Table 3 shows all model selection criteria results obtained using parametric trend models. After assessment of each and every trend series, we forecast the series for the coming years. For purpose of forecasting ARIMA(p, d, q) methodology, as discussed in material and methods section. Data for the period 1950–2015 were used for model building and as model validation data used for period 2016–2018. Best models are utilized to predict the series for the coming years. Different series are seen as fitted with various ARIMA(2, 1, 3), ARIMA(2, 1, 4), ARIMA(3, 2, 4), ARIMA(2, 2, 3), ARIMA(3, 1,3) and ARIMA(2, 1, 3) models individually. These models are seen as best fitted models for sugarcane production in India and chose states. Utilizing the models developed, forecast values are worked for ensuing years.

Table 3 Selecting the best model for forecasting for sugarcane production

In Table 4, ARIMA(2, 1, 3), ARIMA(2, 1, 4), ARIMA(3, 2, 4), ARIMA(2, 2, 3), ARIMA(3, 1, 3) and ARIMA(2, 1, 3) models were taken for a long time ahead and forecast for sugarcane production alongside 95% confidence interval values. For 2019 forecasts, the production of sugarcane in whole India was about 37.8760 million ton with lower and upper limits of (37.8557 to 37.8963) million tones correspondingly. A sugarcane production prediction for the year 2025 was 40.6468million ton with a range of 39.5662 to 41.7274million tones limits. The validity of the predicted values can be check when the information for the prime time frames become accessible.

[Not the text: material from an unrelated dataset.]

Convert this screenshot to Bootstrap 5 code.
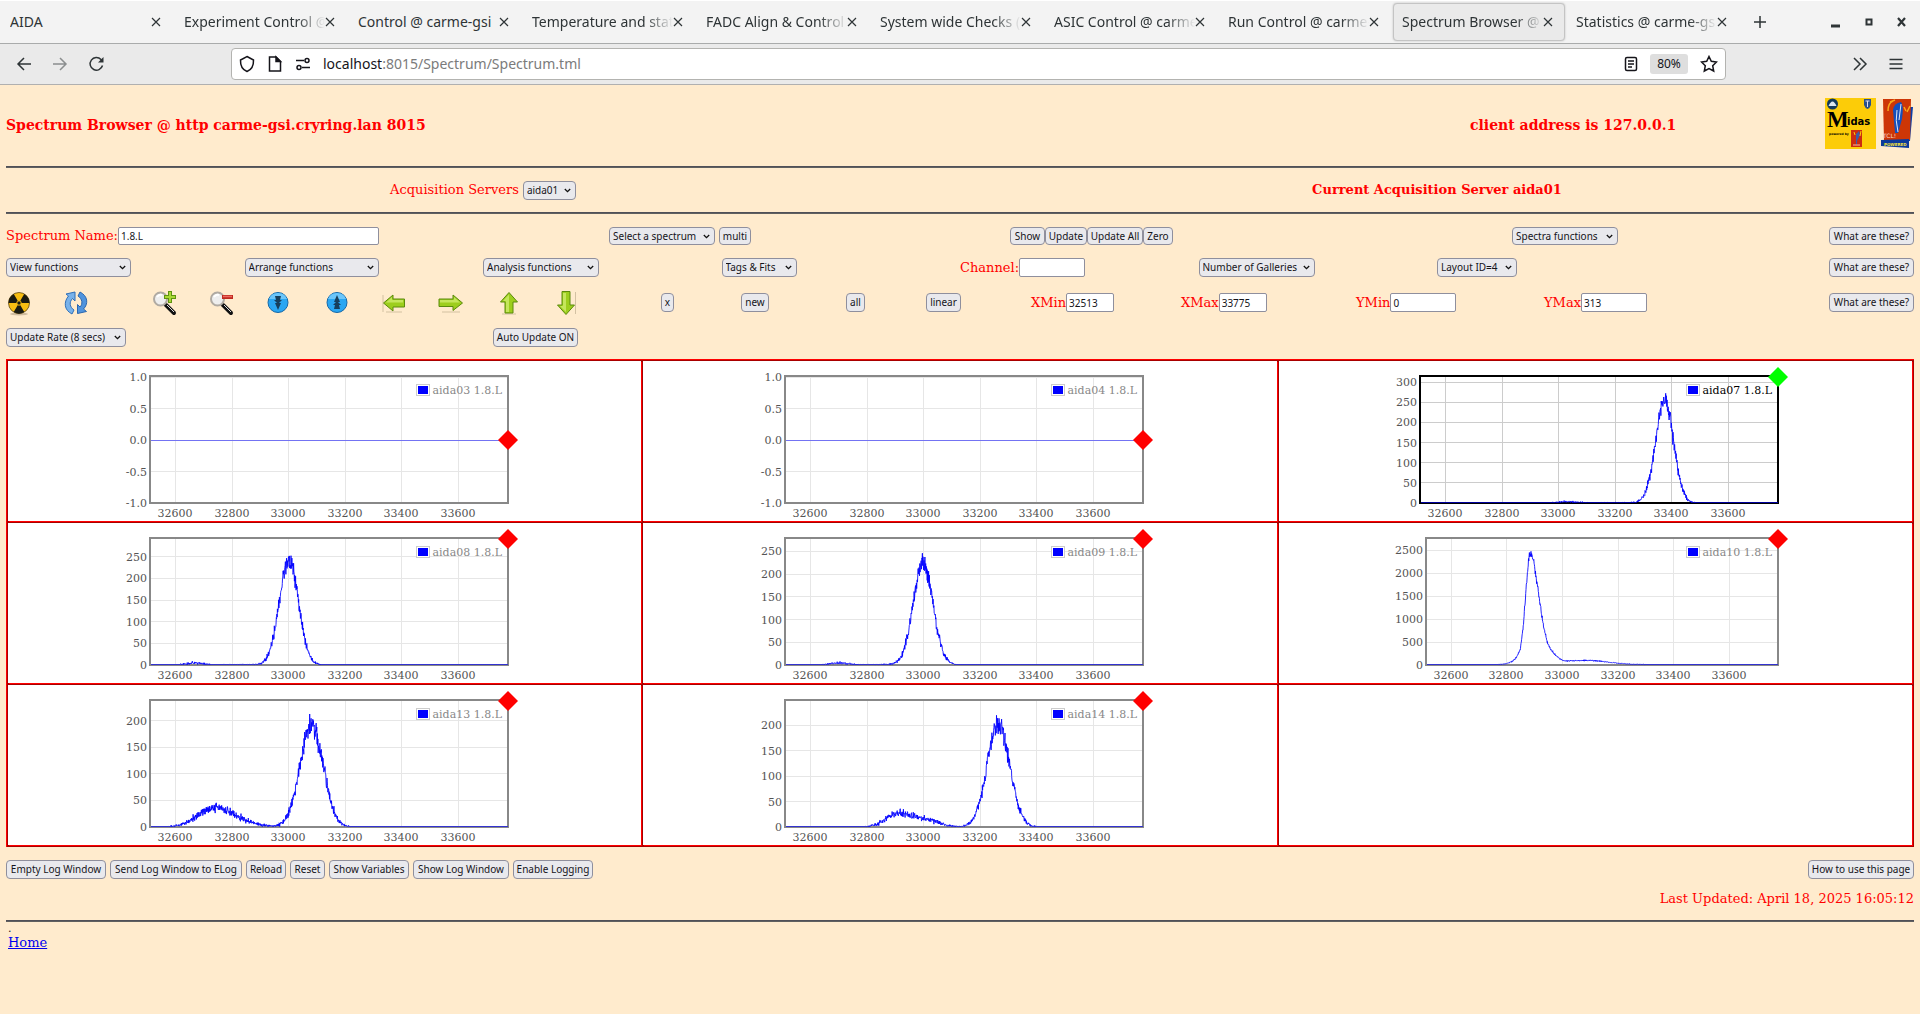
<!DOCTYPE html>
<html lang="en">
<head>
<meta charset="utf-8">
<meta name="viewport" content="width=device-width, initial-scale=1">
<title>Spectrum Browser @ carme-gsi</title>
<link href="https://cdn.jsdelivr.net/npm/bootstrap@5.3.0/dist/css/bootstrap.min.css" rel="stylesheet">
<style>
body{background:#ffebcd;font-family:"DejaVu Serif",serif;font-size:13px;line-height:16px;color:red}
button{font-family:inherit}
/* browser chrome */
.chrome{font-family:"Noto Sans",sans-serif;font-size:14px;line-height:20px;color:#2e3436}
.tabstrip{height:44px;background:#f3f3f3;border-top:1px solid #fff;border-bottom:1px solid #a9abab}
.tabitem{flex:0 1 174px;min-width:0;height:38px;margin-top:2px;padding:0 13px 0 10px;border:0;background:none;color:inherit}
.tabitem.current{flex-basis:172px;margin-left:1px;margin-right:1px;padding:0 11px 0 8px;background:#eaeaea;border:1px solid #c4c4c4;border-radius:4px;box-shadow:0 0 2px #bbb}
.tabtitle{flex:1;white-space:nowrap;overflow:hidden;text-align:left;line-height:24px;-webkit-mask-image:linear-gradient(to left,transparent 0,#000 28px);mask-image:linear-gradient(to left,transparent 0,#000 28px)}
.tabitem.fits .tabtitle{-webkit-mask-image:none;mask-image:none}
.chrome svg{fill:none;stroke:#2e3436;stroke-width:1.5;flex:none}
.toolstrip{height:41px;background:#eaeaea;border-bottom:1px solid #b0b0b0;padding:0 16px}
.navset{gap:20px}
.toolbtn{border:0;background:none;padding:0;display:flex;color:inherit}
.urlbox{height:32px;margin:0 122px 0 126px;background:#fff;border:1px solid #b3b3b0;border-radius:4px;padding:0 7px;gap:12px}
.urlbox svg{stroke:#15141a}
.urltext{color:#7b7b7b;white-space:nowrap}
.urltext b{font-weight:400;color:#15141a}
.zoombadge{background:#dedede;border:0;border-radius:3px;width:38px;height:20px;font-size:12px;line-height:20px;padding:0;color:#15141a}
/* page */
.page{padding:13px 6px 0}
.titletext{font-size:14px;font-weight:700;line-height:20px;margin:0}
.rule{height:2px;margin:0;opacity:1;border:0;background:#606060;border-top:1px solid #505058}
.frow{display:grid;align-items:center;justify-items:start}
.frow>:last-child.endcell{justify-self:end}
.head{grid-template-columns:1464fr 355fr auto;height:54px;margin-bottom:14px}
.servers{height:44px}
.r1{grid-template-columns:603fr 401fr 502fr 402fr;margin-top:13px;height:18px}
.r2{grid-template-columns:repeat(8,1fr);margin-top:13px;height:19px}
.r3{grid-template-columns:57fr 89fr 57fr 56fr 59fr 57fr 57fr 58fr 57fr 108fr 80fr 105fr 80fr 105fr 150fr 175fr 188fr 370fr;margin-top:12px;height:27px}
.r4{grid-template-columns:487fr 1421fr;margin-top:12px;height:19px}
.r3>*{min-width:0}
.r3 .d-flex,.r3 .pbtn{margin-right:-80px}
.pbtn,.psel,.pinput{font-family:"Noto Sans",sans-serif;font-size:10px;line-height:15px;height:19px;border:1px solid #8f8f9d;color:#15141a}
.pbtn{background:#e9e9ed;border-radius:4px;padding:0;text-align:center;white-space:nowrap}
.psel{appearance:none;border-radius:4px;padding:0 14px 0 3px;background:#e9e9ed url("data:image/svg+xml,%3Csvg xmlns='http://www.w3.org/2000/svg' width='7' height='5'%3E%3Cpath d='M.8 1l2.7 2.7L6.2 1' fill='none' stroke='%23111' stroke-width='1.3'/%3E%3C/svg%3E") no-repeat right 4px center}
.pinput{background:#fff;border-radius:2px;padding:0 2px}
.r1 .pbtn,.r1 .psel,.r1 .pinput{height:18px}
.w13{width:13px}.w19{width:19px}.w28{width:28px}.w30{width:30px}.w32{width:32px}.w35{width:35px}.w40{width:40px}.w42{width:42px}.w48{width:48px}.w53{width:53px}.w56{width:56px}.w66{width:66px}.w75{width:75px}.w80{width:80px}.w85{width:85px}.w96{width:96px}.w100{width:100px}.w106{width:106px}.w116{width:116px}.w120{width:120px}.w125{width:125px}.w132{width:132px}.w134{width:134px}.w261{width:261px}
.icobtn{border:0;background:none;padding:0;width:26px;height:26px;display:block}
.icobtn svg{display:block}
.gallery{display:grid;grid-template-columns:repeat(3,1fr);gap:2px;padding:2px;margin-top:12px;background:#a80000;box-shadow:inset 1px 1px #f00}
.plotcell{background:#fff;height:160px;box-shadow:1px 1px #f00}
.plotcell svg{display:block;margin:0 auto;overflow:visible;font-size:11px}
.actions{margin-top:13px}
.updated{margin:12px 0 13px}
.dotline{line-height:12px;font-size:11px}
.homelink{color:#0000ee;text-decoration:underline}
.pagefoot{padding:1px 2px}
</style>
<script src="https://cdn.jsdelivr.net/npm/bootstrap@5.3.0/dist/js/bootstrap.bundle.min.js"></script>
</head>
<body>
<header class="chrome">
  <div class="tabstrip d-flex">
    <div class="d-flex flex-grow-1" id="tabs"></div>
    <div class="d-flex align-items-center pe-2">
      <button class="toolbtn" aria-label="Minimise"><svg width="34" height="20"><path d="M13 14h9" style="stroke-width:3"/></svg></button>
      <button class="toolbtn me-1" aria-label="Maximise"><svg width="34" height="20"><rect x="14.500" y="7.500" width="5" height="5" style="stroke-width:2"/></svg></button>
      <button class="toolbtn" aria-label="Close window"><svg width="22" height="20"><path d="M8 6l7 8M15 6l-7 8" style="stroke-width:2.200"/></svg></button>
    </div>
  </div>
  <nav class="toolstrip d-flex align-items-center" aria-label="Navigation">
    <div class="navset d-flex">
    <button class="toolbtn" aria-label="Back"><svg width="16" height="16"><path d="M15 8H2M8 2L2 8l6 6"/></svg></button>
    <button class="toolbtn opacity-50" aria-label="Forward"><svg width="16" height="16"><path d="M1 8h13M8 2l6 6-6 6"/></svg></button>
    <button class="toolbtn" aria-label="Reload"><svg width="17" height="16"><path d="M14.500 9.500A6.300 6.300 0 1 1 13 3.500l1.500 1.500"/><path d="M15.500 1v5.500H10z" style="fill:#2e3436;stroke:none"/></svg></button>
    </div>
    <div class="urlbox d-flex align-items-center flex-grow-1">
      <svg width="16" height="18"><path d="M8 1.500L14.500 5c.2 5-1.500 9.500-6.500 11.500C3 14.500 1.300 10 1.500 5z"/></svg>
      <svg width="16" height="18"><path d="M2.500 2h6.500l4.500 4.500V16h-11z"/><path d="M9 2v4.500h4.500z" style="fill:#15141a"/></svg>
      <svg width="16" height="18"><path d="M1 5.500h8M7 12.500h8"/><circle cx="12" cy="5.500" r="2"/><circle cx="4" cy="12.500" r="2"/></svg>
      <span class="urltext flex-grow-1"><b>localhost</b>:8015/Spectrum/Spectrum.tml</span>
      <button class="toolbtn" aria-label="Reader view"><svg width="14" height="16"><rect x="1.500" y="1.500" width="11" height="13" rx="1.500"/><path d="M4 5h6M4 8h6M4 11h4" style="stroke-width:1.300"/></svg></button>
      <button class="zoombadge">80%</button>
      <button class="toolbtn" aria-label="Bookmark"><svg width="18" height="18"><path d="M9 1.500l2.300 4.800 5.200.7-3.800 3.700 1 5.300L9 13.500 4.300 16l1-5.300L1.500 7l5.200-.7z"/></svg></button>
    </div>
    <button class="toolbtn ms-1 me-3" aria-label="More tools"><svg width="16" height="16"><path d="M2 2l6 6-6 6M8 2l6 6-6 6"/></svg></button>
    <button class="toolbtn ms-1" aria-label="Menu"><svg width="16" height="16"><path d="M1.500 3.500h13M1.500 8h13M1.500 12.500h13"/></svg></button>
  </nav>
</header>

<main class="page">
  <div class="frow head">
    <h1 class="titletext">Spectrum Browser @ http carme-gsi.cryring.lan 8015</h1>
    <h2 class="titletext">client address is 127.0.0.1</h2>
    <div class="d-flex align-self-start">
      <svg width="51" height="51" viewBox="0 0 51 51" role="img" aria-label="Midas">
        <rect width="51" height="51" fill="#fccc08"/><circle cx="7.500" cy="6" r="5.500" fill="#123a5c"/><path d="M3.500 8q4-9 8 0z" fill="#dce6ee"/>
        <path d="M39 1h7v6q-1 3-3.500 4Q40 10 39 7z" fill="#28508c"/><path d="M40.500 3h4M42.500 3v6" stroke="#dde" fill="none"/>
        <text x="2" y="29" font-family="Liberation Serif" font-weight="700" font-size="23" fill="#000">M</text>
        <text x="22" y="27" font-family="DejaVu Sans" font-weight="700" font-size="10" fill="#000">idas</text>
        <text x="4" y="37" font-family="DejaVu Sans" font-weight="700" font-size="3" fill="#000">powered by</text>
        <rect x="26" y="32" width="11" height="17" fill="#cc2b10"/><path d="M31 46V36l3-3 1 4-3 6v4" fill="#3d59a8"/><path d="M29 34l1 3M36 33l-1 5" stroke="#fccc08" fill="none"/><path d="M28 47h7" stroke="#f4b9a0"/>
      </svg>
      <svg class="ms-1" width="34" height="51" viewBox="0 0 34 51" role="img" aria-label="Tcl powered">
        <path d="M28 9l5 0-3 34h-4z" fill="#0d3fa8"/><path d="M3 1l28 0-1 41-26 1z" fill="#cd3606"/><path d="M1 42l28-1v9L1 48z" fill="#0c3a9b"/>
        <path d="M13 12q1-7 8-8 3 3 1 17l-4 14h-3z" fill="#1550bd"/><path d="M17 12q-2 10 1 22M21 6l-2 16" stroke="#dfe6f5" fill="none"/>
        <path d="M8 13q0-8 5-10M10 4l5-2M24 9l2 4M30 8l-3 6" stroke="#f7a81c" stroke-width="1.500" fill="none"/>
        <text x="3" y="40" font-family="DejaVu Sans" font-size="6" fill="#f8d8c8">TCL!</text>
        <text x="4" y="48" font-family="DejaVu Sans" font-weight="700" font-size="4" fill="#f6e33a">POWERED</text>
      </svg>
    </div>
  </div>
  <hr class="rule">
  <div class="row g-0 text-center align-items-center servers">
    <div class="col-6"><div class="d-flex justify-content-center align-items-center gap-1"><label for="srv">Acquisition Servers</label><select class="psel w53" id="srv"><option>aida01</option></select></div></div>
    <div class="col-6"><strong>Current Acquisition Server aida01</strong></div>
  </div>
  <hr class="rule">

  <div class="frow r1">
    <div class="d-flex align-items-center"><label for="sn">Spectrum Name:</label><input class="pinput w261" id="sn" value="1.8.L"></div>
    <div class="d-flex gap-1"><select class="psel w106" aria-label="Select a spectrum"><option>Select a spectrum</option></select><button class="pbtn w32">multi</button></div>
    <div class="d-flex"><button class="pbtn w35">Show</button><button class="pbtn w42">Update</button><button class="pbtn w56">Update All</button><button class="pbtn w30">Zero</button></div>
    <div class="d-flex justify-content-between w-100"><select class="psel w106" aria-label="Spectra functions"><option>Spectra functions</option></select><button class="pbtn w85">What are these?</button></div>
  </div>
  <div class="frow r2">
    <select class="psel w125" aria-label="View functions"><option>View functions</option></select>
    <select class="psel w134" aria-label="Arrange functions"><option>Arrange functions</option></select>
    <select class="psel w116" aria-label="Analysis functions"><option>Analysis functions</option></select>
    <select class="psel w75" aria-label="Tags and fits"><option>Tags &amp; Fits</option></select>
    <div class="d-flex align-items-center"><label for="ch">Channel:</label><input class="pinput w66" id="ch"></div>
    <select class="psel w116" aria-label="Number of galleries"><option>Number of Galleries</option></select>
    <select class="psel w80" aria-label="Layout"><option>Layout ID=4</option></select>
    <button class="pbtn w85 endcell">What are these?</button>
  </div>
  <div class="frow r3">
    <button class="icobtn" aria-label="Clear"><svg width="26" height="26"><ellipse cx="13" cy="24" rx="9" ry="1.500" fill="#a08c70" opacity=".5"/><circle cx="13" cy="13" r="10.500" fill="#f8bd12" stroke="#5a4510" stroke-width=".8"/><path d="M13 13H2.500A10.500 10.500 0 0 1 7.800 3.900zM13 13h10.500a10.500 10.500 0 0 0-5.300-9.100zM13 13l-5.300 9.100a10.500 10.500 0 0 0 10.600 0z" fill="#1a1a12"/><circle cx="13" cy="13" r="2.200" fill="#1a1a12" stroke="#f8bd12"/></svg></button>
    <button class="icobtn" aria-label="Refresh"><svg width="26" height="26"><path d="M9 24C1 20 .5 12 5.500 6L3 4l9-2v9L9.500 8.500C6 12 6.500 17 11 20z" fill="#79b2ea" stroke="#2f6fb8"/><path d="M17 2c8 4 8.500 12 3.500 17l3 2.500-9 2v-9l2.500 2.500C20 14 19.500 9 15 6z" fill="#4f93dd" stroke="#2a66ae"/></svg></button>
    <button class="icobtn" aria-label="Zoom in"><svg width="26" height="26"><path d="M14 15l8 8" stroke="#111" stroke-width="4" stroke-linecap="round"/><path d="M15 15l7 7" stroke="#ddd"/><circle cx="8.500" cy="9" r="6.500" fill="#eee" stroke="#b0aaa2" stroke-width="2"/><path d="M5 7q2-3 5-2" stroke="#fff" stroke-width="2" fill="none"/><path d="M18 1v12M12 7h12" stroke="#5f9410" stroke-width="4"/><path d="M18 2v10M13 7h10" stroke="#a9d836" stroke-width="2"/></svg></button>
    <button class="icobtn" aria-label="Zoom out"><svg width="26" height="26"><path d="M14 15l8 8" stroke="#111" stroke-width="4" stroke-linecap="round"/><path d="M15 15l7 7" stroke="#ddd"/><circle cx="8.500" cy="9" r="6.500" fill="#eee" stroke="#b0aaa2" stroke-width="2"/><path d="M5 7q2-3 5-2" stroke="#fff" stroke-width="2" fill="none"/><path d="M13 7h11" stroke="#c02a20" stroke-width="4"/><path d="M14 6.500h9" stroke="#ee6a60" stroke-width="1.500"/></svg></button>
    <button class="icobtn" aria-label="Scale down"><svg width="26" height="26"><circle cx="13" cy="12.500" r="10" fill="#2aa6f2" stroke="#1467a8"/><path d="M4 9a9.500 9 0 0 1 18 0" fill="#6cc6fa"/><path d="M10 6h6l-1 4h2l-4 4-4-4h2zM10 13h6l-3 7z" fill="#173f5c"/></svg></button>
    <button class="icobtn" aria-label="Scale up"><svg width="26" height="26"><circle cx="13" cy="12.500" r="10" fill="#2aa6f2" stroke="#1467a8"/><path d="M4 9a9.500 9 0 0 1 18 0" fill="#6cc6fa"/><path d="M10 12h6l-3-7zM10 19h6l-1-4h2l-4-4-4 4h2z" fill="#173f5c"/></svg></button>
    <button class="icobtn" aria-label="Left"><svg width="26" height="26"><path d="M2 5v17M5 22h16" stroke="#a89878" opacity=".5"/><path d="M2.500 13L12 5v4h11.500v8H12v4z" fill="#9dce1d" stroke="#5b8a0d"/><path d="M5 12.500L11 7v3h11v2.500z" fill="#c5e65c"/></svg></button>
    <button class="icobtn" aria-label="Right"><svg width="26" height="26"><path d="M4 22h18" stroke="#a89878" opacity=".5"/><path d="M24.500 13L15 5v4H1v7.500h14v4z" fill="#9dce1d" stroke="#5b8a0d"/><path d="M22 12.500L16 7v3H2v2.500z" fill="#c5e65c"/></svg></button>
    <button class="icobtn" aria-label="Up"><svg width="26" height="26"><path d="M6 24h14" stroke="#a89878" opacity=".5"/><path d="M13 2.500L21.500 12H17v11H9V12H4.500z" fill="#9dce1d" stroke="#5b8a0d"/><path d="M13 4.500V22h-3V11H7z" fill="#c5e65c"/></svg></button>
    <button class="icobtn" aria-label="Down"><svg width="26" height="26"><path d="M22.500 2v22" stroke="#a89878" opacity=".5"/><path d="M13 24.500L21.500 15H17V1.500H9V15H4.500z" fill="#9dce1d" stroke="#5b8a0d"/><path d="M13 22V3h-3v13H7z" fill="#c5e65c"/></svg></button>
    <button class="pbtn w13">x</button>
    <button class="pbtn w28">new</button>
    <button class="pbtn w19">all</button>
    <button class="pbtn w35">linear</button>
    <div class="d-flex align-items-center"><label for="x0">XMin</label><input class="pinput w48" id="x0" value="32513"></div>
    <div class="d-flex align-items-center"><label for="x1">XMax</label><input class="pinput w48" id="x1" value="33775"></div>
    <div class="d-flex align-items-center"><label for="y0">YMin</label><input class="pinput w66" id="y0" value="0"></div>
    <div class="d-flex align-items-center justify-content-between w-100 me-0"><div class="d-flex align-items-center me-0"><label for="y1">YMax</label><input class="pinput w66" id="y1" value="313"></div><button class="pbtn w85 me-0">What are these?</button></div>
  </div>
  <div class="frow r4">
    <select class="psel w120" aria-label="Update rate"><option>Update Rate (8 secs)</option></select>
    <button class="pbtn w85">Auto Update ON</button>
  </div>

  <section class="gallery" id="gallery" aria-label="Spectra"></section>

  <div class="d-flex gap-1 actions">
    <button class="pbtn w100">Empty Log Window</button>
    <button class="pbtn w132">Send Log Window to ELog</button>
    <button class="pbtn w40">Reload</button>
    <button class="pbtn w35">Reset</button>
    <button class="pbtn w80">Show Variables</button>
    <button class="pbtn w96">Show Log Window</button>
    <button class="pbtn w80">Enable Logging</button>
    <button class="pbtn w106 ms-auto">How to use this page</button>
  </div>
  <div class="text-end updated">Last Updated: April 18, 2025 16:05:12</div>
  <hr class="rule">
  <footer class="pagefoot"><div class="text-dark dotline">.</div><a class="homelink" href="#">Home</a></footer>
</main>

<script>
const tabNames = ["AIDA","Experiment Control @","Control @ carme-gsi","Temperature and stat","FADC Align & Control","System wide Checks (","ASIC Control @ carme","Run Control @ carme-","Spectrum Browser @","Statistics @ carme-gs"];
const cross = '<svg width="10" height="10"><path d="M1 1l8 8M9 1l-8 8" style="stroke-width:1.200"/></svg>';
document.getElementById("tabs").innerHTML = tabNames.map((t, i) =>
  `<button class="tabitem d-flex align-items-center ${i === 8 ? "current" : ""} ${i === 0 || i === 2 ? "fits" : ""}"><span class="tabtitle">${t.replace("&", "&amp;")}</span>${cross}</button>`).join("") +
  '<button class="toolbtn align-items-center ms-2 ps-1" aria-label="New tab"><svg width="16" height="16"><path d="M8 2v12M2 8h12"/></svg></button>';

const X0 = 32513, X1 = 33775, TOP = 16, BOTTOM = 142, RIGHT = 384;
let seed = 20250418;
const rnd = () => (seed = (seed * 1664525 + 1013904223) % 4294967296) / 4294967296;
const noise = () => (rnd() + rnd() + rnd() + rnd() - 2) * 1.7;
const gauss = (x, a, m, s) => a * Math.exp(-((x - m) ** 2) / (2 * s * s));
const peaks = list => x => list.reduce((t, p) => t + gauss(x, ...p), 0);
const curve = [[32513,0],[32760,4],[32800,30],[32822,90],[32834,160],[32848,330],[32854,600],[32860,900],[32864,1260],[32870,1700],[32876,2140],[32882,2440],[32890,2400],[32897,2240],[32904,1950],[32915,1550],[32923,1190],[32932,830],[32944,530],[32957,350],[32973,220],[32995,120],[33010,85],[33080,100],[33127,92],[33156,70],[33200,40],[33259,15],[33330,5],[33775,0]];
const lerp = x => {
  let i = 1;
  while (i < curve.length - 1 && curve[i][0] < x) i++;
  const [a, b] = [curve[i - 1], curve[i]];
  return a[1] + (b[1] - a[1]) * (x - a[0]) / (b[0] - a[0]);
};
const spectra = [
  {name:"aida03", flat:true},
  {name:"aida04", flat:true},
  {name:"aida07", max:313, step:50, f:peaks([[253,33374,32],[3,33030,35],[1,33200,80]]), active:true},
  {name:"aida08", max:291, step:50, f:peaks([[238,33000,34],[5,32670,30],[1,32830,60]])},
  {name:"aida09", max:277, step:50, f:peaks([[222,32998,35],[4,32700,35],[1,32850,60]])},
  {name:"aida10", max:2750, step:500, f:lerp, left:33},
  {name:"aida13", max:237, step:50, f:peaks([[190,33081,41],[37,32742,60],[5,32860,50]])},
  {name:"aida14", max:248, step:50, f:peaks([[203,33264,40],[26,32907,42],[15,33005,46]])}
];
function draw(s) {
  const left = s.left || 27, w = RIGHT - left, h = BOTTOM - TOP;
  const px = x => left + (x - X0) * w / (X1 - X0);
  const lo = s.flat ? -1 : 0, hi = s.flat ? 1 : s.max;
  const py = y => BOTTOM - (y - lo) * h / (hi - lo);
  const grey = s.active ? "#000" : "#888", grid = s.active ? "#ccc" : "#e6e6e6";
  let g = "", t = "";
  for (let x = 32600; x <= 33600; x += 200) {
    g += `M${Math.floor(px(x)) + .5} ${TOP}V${BOTTOM}`;
    t += `<text x="${Math.floor(px(x))}" y="156" text-anchor="middle">${x}</text>`;
  }
  for (let y = lo; y <= hi; y += s.flat ? .5 : s.step) {
    g += `M${left} ${Math.floor(py(y)) + .5}H${RIGHT}`;
    t += `<text x="${left - 4}" y="${Math.round(py(y)) + 4}" text-anchor="end">${s.flat ? y.toFixed(1) : y}</text>`;
  }
  let d = s.flat ? `M${left} ${py(0) + .5}H${RIGHT}` : "";
  if (!s.flat) for (let x = X0; x <= X1; x += 1) {
    const m = s.f(x), v = Math.max(0, m + noise() * Math.sqrt(m) * (m < 1 ? .4 : .75));
    d += (d ? "L" : "M") + px(x).toFixed(1) + " " + Math.min(BOTTOM - .5, py(v)).toFixed(1);
  }
  const dy = s.flat ? 79 : TOP;
  return `<svg width="402" height="160" role="img" aria-label="${s.name} spectrum"><path d="${g}" stroke="${grid}" fill="none"/><rect x="${left - 1}" y="${TOP - 1}" width="${w + 1}" height="${h + 1}" fill="none" stroke="${grey}" stroke-width="2"/>
  <path d="${d}" fill="none" stroke="#00f" stroke-opacity="${s.flat ? .5 : .85}" stroke-width="1"/>
  <g fill="#545454">${t}</g><rect x="292.500" y="23.500" width="13" height="11" fill="#fff" stroke="#ccc"/><rect x="294" y="25" width="10" height="8" fill="#00f"/>
  <text x="378" y="33" text-anchor="end" fill="${s.active ? "#000" : "#888"}">${s.name} 1.8.L</text>
  <path d="M${RIGHT} ${dy - 10}l10 10-10 10-10-10z" fill="${s.active ? "#0f0" : "#f00"}"/></svg>`;
}
document.getElementById("gallery").innerHTML = spectra.map(s => `<div class="plotcell">${draw(s)}</div>`).join("") + '<div class="plotcell"></div>';
</script>
</body>
</html>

Table 4 Forecasting for Sugarcane Production (‘000 ton) in India from 2019 to 2025

Similarly, forecasting figures as shown in Fig. 1 indicate that there will be an increase in the production of sugarcane in the whole of India and major states Uttar Pradesh, Maharashtra and Karnataka have been increased production while Tamil Nadu and Andhra Pradesh production of sugarcane decreases in years 2019 to 2025. Finally, forecasting of next five years is also computed for all the three different levels which are showing an increasing trend for sugarcane production. It is worth to mention that this forecasting approach his ideally suitable for short period of forecasting as forecast accuracy is used to decrease with increasing number of forecast horizon. This projection of the present study may provide a direct support in formulating national agricultural policy.

Fig. 1
figure 1figure 1

Forecasting for sugarcane production in India from 2019 to 2025. a Andhra Pradesh sugarcane production forecast. b Karnataka sugarcane production forecast. c Maharashtra sugarcane production forecast. d Tamil Nadu sugarcane production forecast. e Uttar Pradesh sugarcane production forecast. f India sugarcane production forecast

Conclusion

It may be concluded from the present study that different ARIMA models fitted better for sugarcane production in whole India and selected states, in terms of all assessment criterion like highest adjusted R2, lowest values of (AIC, Schwarz Criterion, Root.Mean.Square.Error, Mean.Absolute.Error, Mean.Absolute.Percentage.Error and Theil.Inequality.coefficient), along with highest significant coefficients. It is also concluded that sugarcane production will increase in future, and it would for the year 2025 to be 40.6468 million ton in whole of India. Similarly major states Uttar Pradesh, Maharashtra and Karnataka also have been increased production while Tamil Nadu and Andhra Pradesh production of sugarcane decreases in the years 2019 to 2025.